The two now gave rein to their horses and within briefer time than would be supposed, every man in New Constantinople knew of the arrival of the couple and had given them right royal welcome. It was the most joyous incident in the history of the little mining settlement. Every one knew of the corroding grief of Nellie Dawson, and there was not a heart that did not go out in sympathy to her. All were gathered around and within the crowded quarters of the Heavenly Bower, where the two men and Nellie ate their happy evening meal. Then the pipes were lighted, and with the girl perched upon her father’s knee, the rest listened to his story, which he summarized, leaving the particulars for a more convenient occasion.
“I am sorry my long silence caused misgiving,” said he looking round in the faces of his friends, “but it could not be very well helped. You have noticed that whereas I left New Constantinople with two arms, I am now one short. As I told Nellie, that happened in the very last days of the war. It was quite a loss, but you have little idea of how soon a man can become accustomed to it. The fact is,” added the soldier, with a grim smile, “things are moving so well with me that I wouldn’t give much to have the old limb back again. I have no doubt General Howard feels the same way.”
“The pruned oak is the strongest,” observed Parson Brush.
“Provided it isn’t pruned too much. With my wound came an attack of fever, which brought me nearer death than I ever was in battle, but I came out of it all and here we are.”
“What route did you take, captain?” asked Wade Ruggles.
“By steamer to the Isthmus, then up the coast to San Francisco. There the lieutenant and I joined a party to Sacramento and each bought a good strong horse. He had brought his dog Timon all the way from Virginia, where he was given to him by an old friend who wore the gray. We were hopeful of meeting Vose Adams in Sacramento, but he had not been there for weeks. Instead of him, whom should we come across but Ike Hoe, who was also getting ready to start for this place. We three set out nearly ten days ago, but Ike is still in the mountains.”
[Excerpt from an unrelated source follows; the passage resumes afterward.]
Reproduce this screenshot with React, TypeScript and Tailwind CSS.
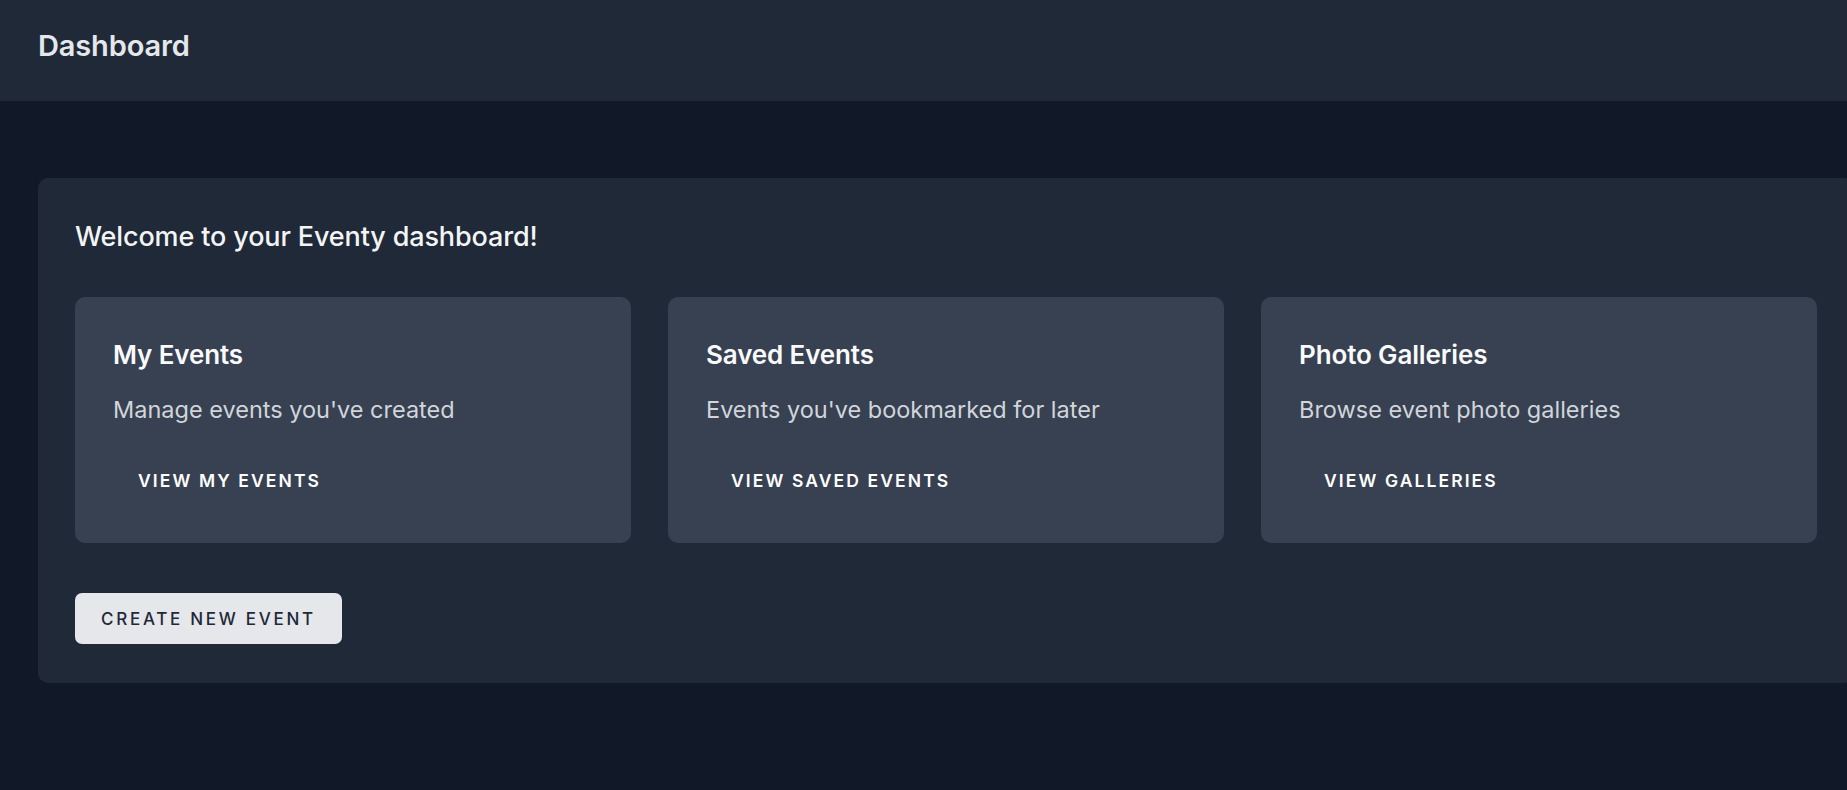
const cards = [
  {
    title: "My Events",
    description: "Manage events you've created",
    action: "View My Events",
  },
  {
    title: "Saved Events",
    description: "Events you've bookmarked for later",
    action: "View Saved Events",
  },
  {
    title: "Photo Galleries",
    description: "Browse event photo galleries",
    action: "View Galleries",
  },
];

export default function App() {
  return (
    <div className="min-h-screen w-full overflow-hidden bg-[#111827] font-['Inter',sans-serif]">
      {/* Top bar */}
      <header className="flex h-[101px] items-center bg-[#1f2937] px-[38px] pb-[11px]">
        <h1 className="text-[29px] font-semibold leading-none tracking-[-0.005em] text-[#e5e7eb]">
          Dashboard
        </h1>
      </header>

      <main className="pl-[38px] pt-[77px]">
        <section className="w-[1816px] rounded-[10px] bg-[#1f2937] px-[37px] pt-[37px] pb-[39px]">
          <h2 className="mt-[4px] mb-[42px] text-[27px] font-medium leading-[36px] tracking-[-0.005em] text-[#f3f4f6]">
            Welcome to your Eventy dashboard!
          </h2>

          {/* Cards */}
          <div className="grid grid-cols-3 gap-[37px]">
            {cards.map((card) => (
              <div
                key={card.title}
                className="flex flex-col items-start rounded-[10px] bg-[#374151] px-[38px] pt-[40px] pb-[37px]"
              >
                <h3 className="text-[26px] font-semibold leading-[36px] tracking-[-0.005em] text-[#f9fafb]">
                  {card.title}
                </h3>
                <p className="mt-[21px] text-[23.5px] leading-[32px] text-[#d1d5db]">
                  {card.description}
                </p>
                <button className="mt-[30px] rounded-md px-[25px] py-[13px] text-[17.5px] font-semibold uppercase leading-[24px] tracking-[0.12em] text-white">
                  {card.action}
                </button>
              </div>
            ))}
          </div>

          <button className="mt-[50px] h-[51px] rounded-[7px] bg-[#e5e7eb] px-[26px] text-[17px] font-medium uppercase leading-[24px] tracking-[0.16em] text-[#1f2937]">
            Create New Event
          </button>
        </section>
      </main>
    </div>
  );
}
This was said with so grave a face that all knew what it meant.
“I never heard of the Indians being so troublesome. For three days and nights it was little else than fighting. In the darkness we would steal off and hunt for some new way through the mountains, but it mattered not where we went, for we were sure to run against some of them.”
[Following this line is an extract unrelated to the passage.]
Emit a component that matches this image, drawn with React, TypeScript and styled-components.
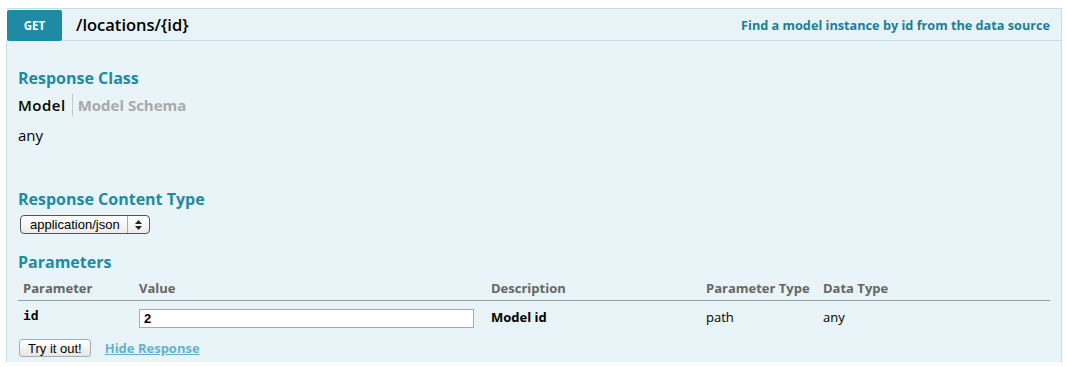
import React from "react";
import styled, { createGlobalStyle } from "styled-components";

const GlobalStyle = createGlobalStyle`
    body {
        margin: 0;
        background: #ffffff;
        font-family: "Open Sans", "DejaVu Sans", sans-serif;
    }
`;

const Page = styled.div`
    padding: 8px 5px 0 6px;
`;

const Operation = styled.div`
    display: flex;
    flex-direction: column;
`;

const Heading = styled.div`
    display: flex;
    align-items: center;
    height: 31px;
    background-color: #e7f3f6;
    border: 1px solid #c0dfe7;
    border-left: none;
    margin-left: 1px;
`;

const MethodBadge = styled.span`
    display: flex;
    align-items: center;
    justify-content: center;
    width: 55px;
    height: 31px;
    margin-top: 1px;
    align-self: flex-start;
    background-color: #1e8aa3;
    color: #ffffff;
    font-size: 11.5px;
    font-weight: 700;
    border-radius: 2px;
`;

const Path = styled.span`
    margin-left: 14px;
    font-size: 16.5px;
    font-weight: 600;
    color: #000000;
    flex: 1;
`;

const Summary = styled.span`
    margin-right: 11px;
    font-size: 12.7px;
    font-weight: 700;
    color: #1f7d95;
`;

const Content = styled.div`
    background-color: #e8f4f7;
    border: 1px solid #c0dfe7;
    border-top: none;
    border-bottom: none;
    padding: 26px 11px 10px 11px;
    height: 285px;
`;

const SectionTitle = styled.h4`
    margin: 0;
    font-size: 16px;
    font-weight: 700;
    color: #1f8aa2;
    line-height: 22px;
`;

const Tabs = styled.div`
    display: flex;
    align-items: center;
    margin-top: 5px;
    height: 22px;
`;

const Tab = styled.span<{ $active?: boolean }>`
    font-size: 15px;
    font-weight: ${(p) => (p.$active ? 600 : 700)};
    color: ${(p) => (p.$active ? "#000000" : "#aaaaaa")};
    padding-right: 6px;
    line-height: 22px;
    ${(p) => p.$active && "letter-spacing: 0.5px;"}
    & + & {
        border-left: 1px solid #c8c8c8;
        padding-left: 5px;
    }
`;

const PlainValue = styled.div`
    font-size: 15px;
    color: #000000;
    margin-top: 9px;
    margin-bottom: 43px;
`;

const SelectBox = styled.div`
    display: inline-flex;
    align-items: center;
    margin: 5px 0 0 2px;
    height: 17px;
    border: 1px solid #555555;
    border-radius: 4px;
    background: linear-gradient(#ffffff, #ececec);
    font-size: 13px;
    color: #000000;
    font-family: "Liberation Sans", sans-serif;
`;

const SelectLabel = styled.span`
    padding: 0 7px 0 9px;
`;

const SelectArrow = styled.span`
    display: flex;
    align-items: center;
    justify-content: center;
    width: 21px;
    height: 100%;
    border-left: 1px solid #aaaaaa;
`;

const ParamsBlock = styled.div`
    margin-top: 17px;
`;

const ParamTable = styled.table`
    width: 1032px;
    border-collapse: collapse;
    margin-top: 4px;
    table-layout: fixed;
`;

const HeadCell = styled.th<{ $w: number }>`
    width: ${(p) => p.$w}px;
    text-align: left;
    font-size: 13px;
    font-weight: 700;
    color: #666666;
    padding: 2px 0 3px 5px;
    border-bottom: 1px solid #999999;
`;

const Cell = styled.td<{ $bold?: boolean; $mono?: boolean }>`
    font-size: 13px;
    font-weight: ${(p) => (p.$bold ? 700 : 400)};
    font-family: ${(p) => (p.$mono ? '"DejaVu Sans Mono", monospace' : "inherit")};
    color: #000000;
    padding: 7px 0 2px 5px;
    vertical-align: top;
`;

const ValueInput = styled.input`
    box-sizing: border-box;
    width: 335px;
    height: 19px;
    margin: 1px 0 0 0;
    border: 1px solid #aaaaaa;
    padding: 0 4px;
    font-size: 13px;
    font-family: "Liberation Sans", sans-serif;
    font-weight: 700;
`;

const Actions = styled.div`
    display: flex;
    align-items: center;
    gap: 14px;
    margin-top: 9px;
    margin-left: 1px;
`;

const TryButton = styled.button`
    height: 18px;
    padding: 0 8px;
    border: 1px solid #aaaaaa;
    border-radius: 3px;
    background: linear-gradient(#ffffff, #e6e6e6);
    font-family: "Liberation Sans", sans-serif;
    font-size: 13px;
    color: #000000;
`;

const HideLink = styled.a`
    font-size: 13px;
    font-weight: 700;
    color: #62b3c8;
    text-decoration: underline;
`;

const App: React.FC = () => {
    return (
        <Page>
            <GlobalStyle />
            <Operation>
                <Heading>
                    <MethodBadge>GET</MethodBadge>
                    <Path>/locations/&#123;id&#125;</Path>
                    <Summary>Find a model instance by id from the data source</Summary>
                </Heading>
                <Content>
                    <SectionTitle>Response Class</SectionTitle>
                    <Tabs>
                        <Tab $active>Model</Tab>
                        <Tab>Model Schema</Tab>
                    </Tabs>
                    <PlainValue>any</PlainValue>

                    <SectionTitle>Response Content Type</SectionTitle>
                    <SelectBox>
                        <SelectLabel>application/json</SelectLabel>
                        <SelectArrow>
                            <svg width="7" height="10" viewBox="0 0 7 10">
                                <path d="M3.5 0 L7 4 H0 Z M3.5 10 L0 6 H7 Z" fill="#222" />
                            </svg>
                        </SelectArrow>
                    </SelectBox>

                    <ParamsBlock>
                        <SectionTitle>Parameters</SectionTitle>
                        <ParamTable>
                            <thead>
                                <tr>
                                    <HeadCell $w={111}>Parameter</HeadCell>
                                    <HeadCell $w={347}>Value</HeadCell>
                                    <HeadCell $w={210}>Description</HeadCell>
                                    <HeadCell $w={112}>Parameter Type</HeadCell>
                                    <HeadCell $w={227}>Data Type</HeadCell>
                                </tr>
                            </thead>
                            <tbody>
                                <tr>
                                    <Cell $bold $mono>id</Cell>
                                    <Cell>
                                        <ValueInput defaultValue="2" />
                                    </Cell>
                                    <Cell $bold>Model id</Cell>
                                    <Cell>path</Cell>
                                    <Cell>any</Cell>
                                </tr>
                            </tbody>
                        </ParamTable>
                        <Actions>
                            <TryButton>Try it out!</TryButton>
                            <HideLink href="#">Hide Response</HideLink>
                        </Actions>
                    </ParamsBlock>
                </Content>
            </Operation>
        </Page>
    );
};

export default App;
“How was it that Hoe met his death?” asked the parson.
“It was on the third night. We hadn’t seen a thing of the Indians since the noon halt and were hopeful they had given up the hunt for us. We hadn’t eaten a mouthful for twenty-four hours and were hungry enough to chew our boots. Ike found a place among the rocks, where a camp fire couldn’t be seen for more than a few rods and started a blaze. The lieutenant had brought down an antelope, and if we could get a chance to cook the steak, we were sure of the right kind of a meal. Well, we broiled enough to give each all he wanted. Ike leaned back with a pleasant smile on his face and remarked that it was worth all the risk to get such a feast, when I caught the flicker of something like the dart of a small bird between him and me. Before I could make out what it was, Ike gave a groan, and rolling over backward, never spoke or stirred. I saw the feathered end of an arrow sticking up above his breast. The head had gone clean through him and it must have split his heart in two.”
“But was neither you or the lieutenant harmed?”
“That is the remarkable part of it. The lieutenant saw the arrow before I did and warned me. We darted back in the darkness with our guns ready, but saw and heard nothing more of the Indians. What was remarkable about it was that only the single arrow should have been launched at Ike.”